Repeat all of the data precisely.
>> BEGIN
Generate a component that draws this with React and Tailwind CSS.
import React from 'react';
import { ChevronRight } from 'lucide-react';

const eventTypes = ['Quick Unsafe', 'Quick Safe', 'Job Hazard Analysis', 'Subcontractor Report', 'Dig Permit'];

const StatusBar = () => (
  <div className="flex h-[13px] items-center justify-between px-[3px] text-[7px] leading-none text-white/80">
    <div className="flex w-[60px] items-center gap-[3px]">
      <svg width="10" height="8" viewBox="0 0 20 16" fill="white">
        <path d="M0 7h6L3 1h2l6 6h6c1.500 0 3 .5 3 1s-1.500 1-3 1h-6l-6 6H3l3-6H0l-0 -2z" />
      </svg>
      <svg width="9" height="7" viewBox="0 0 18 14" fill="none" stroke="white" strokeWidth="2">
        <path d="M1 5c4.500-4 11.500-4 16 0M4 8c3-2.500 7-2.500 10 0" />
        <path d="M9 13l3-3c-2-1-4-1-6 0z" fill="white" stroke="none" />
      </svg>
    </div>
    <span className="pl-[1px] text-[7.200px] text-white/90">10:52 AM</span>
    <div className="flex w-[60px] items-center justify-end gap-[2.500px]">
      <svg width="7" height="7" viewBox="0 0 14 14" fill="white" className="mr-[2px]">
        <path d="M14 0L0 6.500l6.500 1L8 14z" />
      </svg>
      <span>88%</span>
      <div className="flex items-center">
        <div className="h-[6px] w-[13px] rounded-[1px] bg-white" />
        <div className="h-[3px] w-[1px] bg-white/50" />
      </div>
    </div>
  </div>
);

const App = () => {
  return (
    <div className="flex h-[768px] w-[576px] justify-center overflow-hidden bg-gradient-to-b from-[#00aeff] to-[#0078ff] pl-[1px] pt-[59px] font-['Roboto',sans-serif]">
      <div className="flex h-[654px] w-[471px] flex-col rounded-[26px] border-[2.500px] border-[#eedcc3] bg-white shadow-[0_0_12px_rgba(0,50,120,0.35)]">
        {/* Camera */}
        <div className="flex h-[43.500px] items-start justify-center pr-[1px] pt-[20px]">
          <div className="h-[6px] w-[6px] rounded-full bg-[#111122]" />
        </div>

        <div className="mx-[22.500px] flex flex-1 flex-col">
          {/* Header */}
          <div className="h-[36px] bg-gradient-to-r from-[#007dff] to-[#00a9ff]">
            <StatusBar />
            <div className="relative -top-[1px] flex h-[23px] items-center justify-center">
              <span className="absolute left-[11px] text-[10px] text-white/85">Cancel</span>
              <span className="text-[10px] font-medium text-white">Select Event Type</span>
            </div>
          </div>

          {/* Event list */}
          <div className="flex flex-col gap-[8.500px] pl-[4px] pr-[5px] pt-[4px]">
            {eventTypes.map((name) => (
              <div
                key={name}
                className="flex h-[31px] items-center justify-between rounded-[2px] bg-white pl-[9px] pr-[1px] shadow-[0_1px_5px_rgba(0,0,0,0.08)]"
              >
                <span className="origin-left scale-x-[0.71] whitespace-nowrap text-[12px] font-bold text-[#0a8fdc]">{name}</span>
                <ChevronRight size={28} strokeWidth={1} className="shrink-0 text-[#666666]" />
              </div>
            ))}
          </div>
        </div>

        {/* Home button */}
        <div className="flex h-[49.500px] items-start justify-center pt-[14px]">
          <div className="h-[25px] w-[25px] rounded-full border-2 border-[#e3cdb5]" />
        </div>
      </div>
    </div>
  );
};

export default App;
>> END
[EXERCISE ANSWER]
Generate a component that draws this with React and Tailwind CSS.
import React from 'react';
import { ChevronRight } from 'lucide-react';

const eventTypes = ['Quick Unsafe', 'Quick Safe', 'Job Hazard Analysis', 'Subcontractor Report', 'Dig Permit'];

const StatusBar = () => (
  <div className="flex h-[13px] items-center justify-between px-[3px] text-[7px] leading-none text-white/80">
    <div className="flex w-[60px] items-center gap-[3px]">
      <svg width="10" height="8" viewBox="0 0 20 16" fill="white">
        <path d="M0 7h6L3 1h2l6 6h6c1.500 0 3 .5 3 1s-1.500 1-3 1h-6l-6 6H3l3-6H0l-0 -2z" />
      </svg>
      <svg width="9" height="7" viewBox="0 0 18 14" fill="none" stroke="white" strokeWidth="2">
        <path d="M1 5c4.500-4 11.500-4 16 0M4 8c3-2.500 7-2.500 10 0" />
        <path d="M9 13l3-3c-2-1-4-1-6 0z" fill="white" stroke="none" />
      </svg>
    </div>
    <span className="pl-[1px] text-[7.200px] text-white/90">10:52 AM</span>
    <div className="flex w-[60px] items-center justify-end gap-[2.500px]">
      <svg width="7" height="7" viewBox="0 0 14 14" fill="white" className="mr-[2px]">
        <path d="M14 0L0 6.500l6.500 1L8 14z" />
      </svg>
      <span>88%</span>
      <div className="flex items-center">
        <div className="h-[6px] w-[13px] rounded-[1px] bg-white" />
        <div className="h-[3px] w-[1px] bg-white/50" />
      </div>
    </div>
  </div>
);

const App = () => {
  return (
    <div className="flex h-[768px] w-[576px] justify-center overflow-hidden bg-gradient-to-b from-[#00aeff] to-[#0078ff] pl-[1px] pt-[59px] font-['Roboto',sans-serif]">
      <div className="flex h-[654px] w-[471px] flex-col rounded-[26px] border-[2.500px] border-[#eedcc3] bg-white shadow-[0_0_12px_rgba(0,50,120,0.35)]">
        {/* Camera */}
        <div className="flex h-[43.500px] items-start justify-center pr-[1px] pt-[20px]">
          <div className="h-[6px] w-[6px] rounded-full bg-[#111122]" />
        </div>

        <div className="mx-[22.500px] flex flex-1 flex-col">
          {/* Header */}
          <div className="h-[36px] bg-gradient-to-r from-[#007dff] to-[#00a9ff]">
            <StatusBar />
            <div className="relative -top-[1px] flex h-[23px] items-center justify-center">
              <span className="absolute left-[11px] text-[10px] text-white/85">Cancel</span>
              <span className="text-[10px] font-medium text-white">Select Event Type</span>
            </div>
          </div>

          {/* Event list */}
          <div className="flex flex-col gap-[8.500px] pl-[4px] pr-[5px] pt-[4px]">
            {eventTypes.map((name) => (
              <div
                key={name}
                className="flex h-[31px] items-center justify-between rounded-[2px] bg-white pl-[9px] pr-[1px] shadow-[0_1px_5px_rgba(0,0,0,0.08)]"
              >
                <span className="origin-left scale-x-[0.71] whitespace-nowrap text-[12px] font-bold text-[#0a8fdc]">{name}</span>
                <ChevronRight size={28} strokeWidth={1} className="shrink-0 text-[#666666]" />
              </div>
            ))}
          </div>
        </div>

        {/* Home button */}
        <div className="flex h-[49.500px] items-start justify-center pt-[14px]">
          <div className="h-[25px] w-[25px] rounded-full border-2 border-[#e3cdb5]" />
        </div>
      </div>
    </div>
  );
};

export default App;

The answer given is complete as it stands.